Bagi KSI pentas di desa merupakan pilihan, maka tidak heran selama
pertunjukan suara penonton gaduh dan bersautan sehubungan dengan adegan.
Peran Ki Bolo Siji Dan Ki Bolo Sewu yang merupakan gambaran ‘wong deso’
berfungsi tepat menghubungkan pemaknaan penonton yang tidak mengenal
apa itu teater. Mereka menggap pementasan Negri Sungsan adalah Jaranan
yang memakai lakon cerita. Ki Bolo Siji dan Ki Bolo Sewu yang keluar
dari kerumunan penonton membuat tepuk sorak riuh. Saya yang memerankan
Ki Bolo Sewu, harus akting ndlusup di pangkuan Pak Camat ketika adegan
ditakuti tokoh Sampok. Hahaha. Hingga pertunjukan berakhir, penonton
tidak bubar, mereka mengira masih ada adegan lakon lagi dan masih kurang
puas menonton.
6. Diskusi Seusai Pementasan
Seusai pementasan diskusi dipandu oleh PakDe Uban.
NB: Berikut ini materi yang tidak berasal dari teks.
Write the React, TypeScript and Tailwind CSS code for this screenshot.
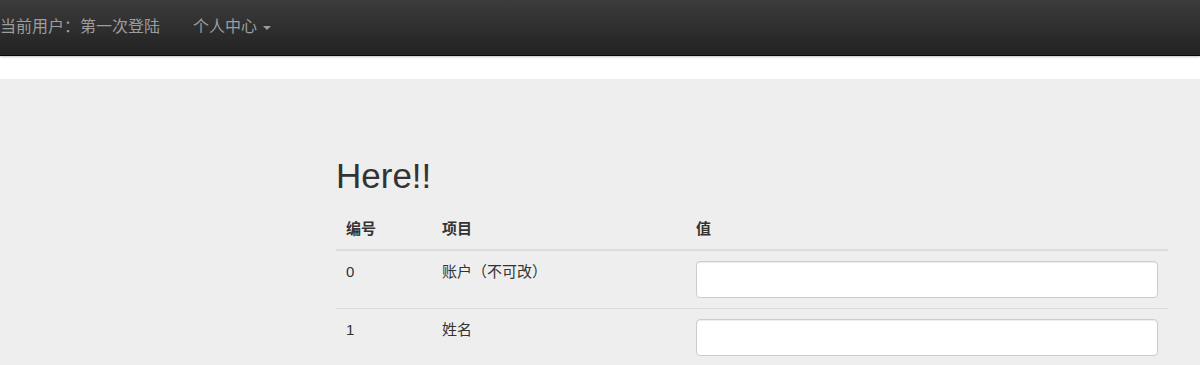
import React from 'react';

const font = { fontFamily: '"Liberation Sans", "Noto Sans CJK SC", sans-serif' };

const rows = [
  { id: '0', name: '账户（不可改）' },
  { id: '1', name: '姓名' },
];

export default function App() {
  return (
    <div className="w-[1200px] h-[365px] overflow-hidden bg-white text-[#333]" style={font}>
      <nav className="h-[56px] bg-gradient-to-b from-[#3c3c3c] to-[#222] border-b border-[#080808] shadow-[0_1px_2px_rgba(0,0,0,0.25)] flex items-center text-[16px] leading-[20px] text-[#9d9d9d]">
        <span className="pb-[2px]">当前用户：第一次登陆</span>
        <span className="ml-[33px] pb-[2px] flex items-center">
          个人中心
          <span className="ml-[6px] mt-[2px] w-0 h-0 border-x-[4px] border-x-transparent border-t-[4px] border-t-[#9d9d9d]"></span>
        </span>
      </nav>
      <div className="h-[23px]"></div>
      <div className="bg-[#eee] h-[300px] pt-[77px] pl-[336px] pr-[32px]">
        <h1 className="text-[35px] leading-[40px] font-normal">Here!!</h1>
        <table className="mt-[13px] w-[832px] text-[15px] leading-[20px] border-collapse">
          <thead>
            <tr className="border-b-2 border-[#ddd]">
              <th className="w-[98px] text-left font-bold pl-[10px] pr-[8px] pt-[10px] pb-[10px]">编号</th>
              <th className="w-[254px] text-left font-bold px-[8px] pt-[10px] pb-[10px]">项目</th>
              <th className="text-left font-bold px-[8px] pt-[10px] pb-[10px]">值</th>
            </tr>
          </thead>
          <tbody>
            {rows.map((r) => (
              <tr key={r.id} className="border-b border-[#ddd] align-top">
                <td className="pl-[10px] pr-[8px] pt-[11px]">{r.id}</td>
                <td className="px-[8px] pt-[11px]">{r.name}</td>
                <td className="pl-[8px] pr-[10px] py-[10px]">
                  <input
                    type="text"
                    className="block w-full h-[37px] bg-white border border-[#ccc] rounded-[4px] shadow-[inset_0_1px_1px_rgba(0,0,0,0.075)] px-3 outline-none"
                  />
                </td>
              </tr>
            ))}
          </tbody>
        </table>
      </div>
    </div>
  );
}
Ia mengutarakan
keterpukauannya melihat dua kepala desa (seniman) beserta istri
masing-masing. Camat Temayang dalam diskusi tersebut menyatakan siap
suatu saat manggung di Mojowarno, sebab di Jono juga ada seni Samboyo,
yaitu jaranan yang memakai lakon. Timur Budiraja yang juga hadir
menyatakan tidak menyaksikan Negri Sungsang secara jelas karena padat
penonton. Timur juga akan belajar lebih banyak dari gerakan KSI.
Pak Agung (wartawan Antara) mengatakan kagum dan heran, kok beraninya
terater main di desa dan bisa membuat penonton tidak beranjak hingga
pertunjukan usai. Berbeda dengan Bonari Nabonenar melihat sudut pandang.
Ia mengacungkan jempol pada KSI yang merajut persaudaraan antar desa di
kala sering terjadi tawuran antar desa di mana-mana. Sementara Pak
Dasuki menjadi gong penutup sidkusi yang mengutarakan terimakasih sebab
cuaca tidak hujan seperti hari sebelumnya dan menyatakan kecewa jika KSI
suatu saat tidak tampil di desa Jono kembali.